Like many others who have recently retired, I have a long list of ‘little jobs’ that were set aside to be completed after retirement. In developing my weekly schedule, I have devoted a bit of time to getting rid of irritating tasks that form the ‘little jobs’ list. For these tasks, I set time boundaries with the rationalization that leaving some of these tasks unfinished hasn’t affected my quality of life up to now and likely won’t affect the quality of my life if they are deferred for a bit longer. Because the list is lengthy, it will take several months for complete elimination. There is, however, a strange satisfaction that comes from dealing with these small irritations — a satisfaction that clears the way for focusing on more important priorities.
Working at the ‘little job’ list has led me directly into getting rid of clutter accumulated over many years and spread throughout my house. Some of the ‘little jobs’ grow larger because of too much stuff. Sorting through many ‘things’ has helped me to understand the value of living with less. Retirement is the beginning of a new phase of life so it is a great opportunity to test the need for the surfeit of clothes, books, dishes, utensils, sports equipment and furniture. I have listened so many times to some of my yoga teachers talking about the necessity of eliminating old baggage to allow new beginnings. While I’m sure they are referring to negative thinking, getting rid of some of the clutter in my house is freeing me to think differently about the fresh start that retirement provides. Interestingly, as the physical clutter is going out the door, so is some of the emotional clutter!

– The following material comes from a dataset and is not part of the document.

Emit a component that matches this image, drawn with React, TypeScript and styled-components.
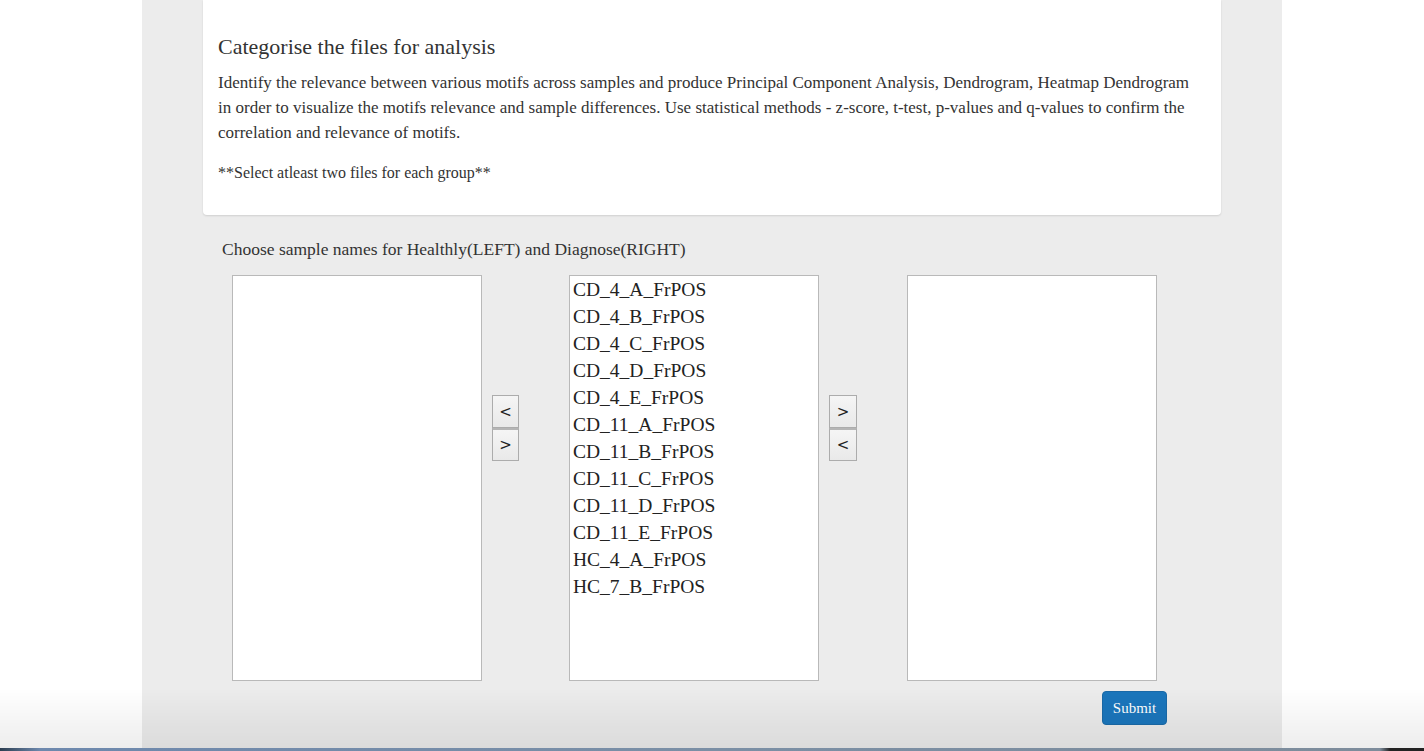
import React from "react";
import styled, { createGlobalStyle } from "styled-components";

const Global = createGlobalStyle`
  html, body { margin: 0; padding: 0; background: #ffffff; }
  body { font-family: "Liberation Serif", "Times New Roman", serif; color: #333333; }
  * { box-sizing: border-box; }
`;

const Page = styled.div`
  width: 1140px;
  margin: 0 auto;
  background: #ececec;
  min-height: 751px;
  padding: 0 61px;
`;

const Card = styled.section`
  background: #ffffff;
  border-radius: 0 0 4px 4px;
  box-shadow: 0 1px 2px rgba(0, 0, 0, 0.12);
  padding: 30px 15px 30px 15px;
`;

const Title = styled.h3`
  margin: 0 0 6px 0;
  font-size: 22px;
  font-weight: normal;
  line-height: 34px;
  color: #333;
`;

const Para = styled.p<{ $size?: number; $last?: boolean }>`
  margin: 0 0 ${(p) => (p.$last ? 0 : 15)}px 0;
  font-size: ${(p) => p.$size ?? 17}px;
  line-height: 25px;
`;

const Section = styled.div`
  padding: 21px 0 0 19px;
`;

const Prompt = styled.p`
  margin: 0 0 13px 0;
  font-size: 17.5px;
  line-height: 26px;
`;

const Row = styled.div`
  display: flex;
  align-items: flex-start;
  padding-left: 10px;
`;

const ListBox = styled.div`
  width: 250px;
  height: 406px;
  background: #ffffff;
  border: 1px solid #b9b9b9;
  padding: 0 3px;
  overflow: hidden;
`;

const Item = styled.div`
  font-size: 19.5px;
  line-height: 27px;
  color: #222;
  white-space: nowrap;
`;

const Arrows = styled.div<{ $w: number }>`
  display: flex;
  flex-direction: column;
  width: ${(p) => p.$w}px;
  margin: 120px 50px 0 10px;
`;

const ArrowBtn = styled.button`
  height: 33px;
  width: 100%;
  padding: 0;
  border: 1px solid #acacac;
  background: linear-gradient(#f5f5f5, #e9e9e9);
  font-family: "DejaVu Sans", sans-serif;
  font-size: 15px;
  color: #222;
  & + & { border-top-width: 2px; border-top-color: #b5b5b5; }
`;

const Footer = styled.div`
  display: flex;
  justify-content: flex-end;
  width: 945px;
  padding-top: 10px;
`;

const Submit = styled.button`
  width: 65px;
  height: 34px;
  border: 1px solid #1a6aa8;
  border-radius: 4px;
  background: #1b76bc;
  color: #ffffff;
  font-family: "Liberation Serif", serif;
  font-size: 15px;
`;

const Shade = styled.div`
  position: fixed;
  left: 0;
  right: 0;
  bottom: 3px;
  height: 60px;
  pointer-events: none;
  background: linear-gradient(rgba(0, 0, 0, 0), rgba(0, 0, 0, 0.07));
`;

const Dock = styled.div`
  position: fixed;
  left: 0;
  right: 0;
  bottom: 0;
  height: 3px;
  background: linear-gradient(90deg, #2c3e50 0, #6d88ad 40px, #7b8fa5 50%, #7d8c9b 1380px, #222 1390px);
`;

const files = [
  "CD_4_A_FrPOS",
  "CD_4_B_FrPOS",
  "CD_4_C_FrPOS",
  "CD_4_D_FrPOS",
  "CD_4_E_FrPOS",
  "CD_11_A_FrPOS",
  "CD_11_B_FrPOS",
  "CD_11_C_FrPOS",
  "CD_11_D_FrPOS",
  "CD_11_E_FrPOS",
  "HC_4_A_FrPOS",
  "HC_7_B_FrPOS",
];

export default function App() {
  return (
    <>
      <Global />
      <Page>
        <Card>
          <Title>Categorise the files for analysis</Title>
          <Para>
            Identify the relevance between various motifs across samples and produce Principal Component Analysis,
            Dendrogram, Heatmap Dendrogram in order to visualize the motifs relevance and sample differences. Use
            statistical methods - z-score, t-test, p-values and q-values to confirm the correlation and relevance of
            motifs.
          </Para>
          <Para $size={16} $last>**Select atleast two files for each group**</Para>
        </Card>
        <Section>
          <Prompt>Choose sample names for Healthly(LEFT) and Diagnose(RIGHT)</Prompt>
          <Row>
            <ListBox />
            <Arrows $w={27}>
              <ArrowBtn>&lt;</ArrowBtn>
              <ArrowBtn>&gt;</ArrowBtn>
            </Arrows>
            <ListBox>
              {files.map((f) => (
                <Item key={f}>{f}</Item>
              ))}
            </ListBox>
            <Arrows $w={28}>
              <ArrowBtn>&gt;</ArrowBtn>
              <ArrowBtn>&lt;</ArrowBtn>
            </Arrows>
            <ListBox />
          </Row>
          <Footer>
            <Submit>Submit</Submit>
          </Footer>
        </Section>
      </Page>
      <Shade />
      <Dock />
    </>
  );
}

Finally, regaining control of time means choosing with whom you spend your time. When I refuse some invitations from my husband or others — for club dinners/banquets, breakfasts, etc., I sometimes have a moment of guilt. I refuse these invitations because I have spent years going to ‘rubber chicken’ dinners with too many speeches and making light conversation with people whose names I don’t remember the next day and who likely don’t remember me. Instead, I hang out with people who I know and with whom I like to socialize — and I do this with or without my husband’s company as I also respect that he may not want to go with me to some of the activities that I attend. When we do spend time with each other, we can appreciate the gifts of our relationship without feelings of obligation or regret.
I also choose to spend time alone as I quite enjoy my own company and spending time alone is one of the luxuries of retirement. Time alone nurtures the soul and is a sure-fire strategy to keep you feeling energized and happy. It’s an important self-care strategy that I value above all others. Even small amounts of time used for thinking, listening to music, reading, or doing nothing are precious and will only be gained by successful priority setting.
By introducing some basic time management into your retirement days and weeks, you will be more organized and more focused. It has allowed me to regain a sense of control while allowing enough ‘slack’ to keep the retirement thermometer at a high level.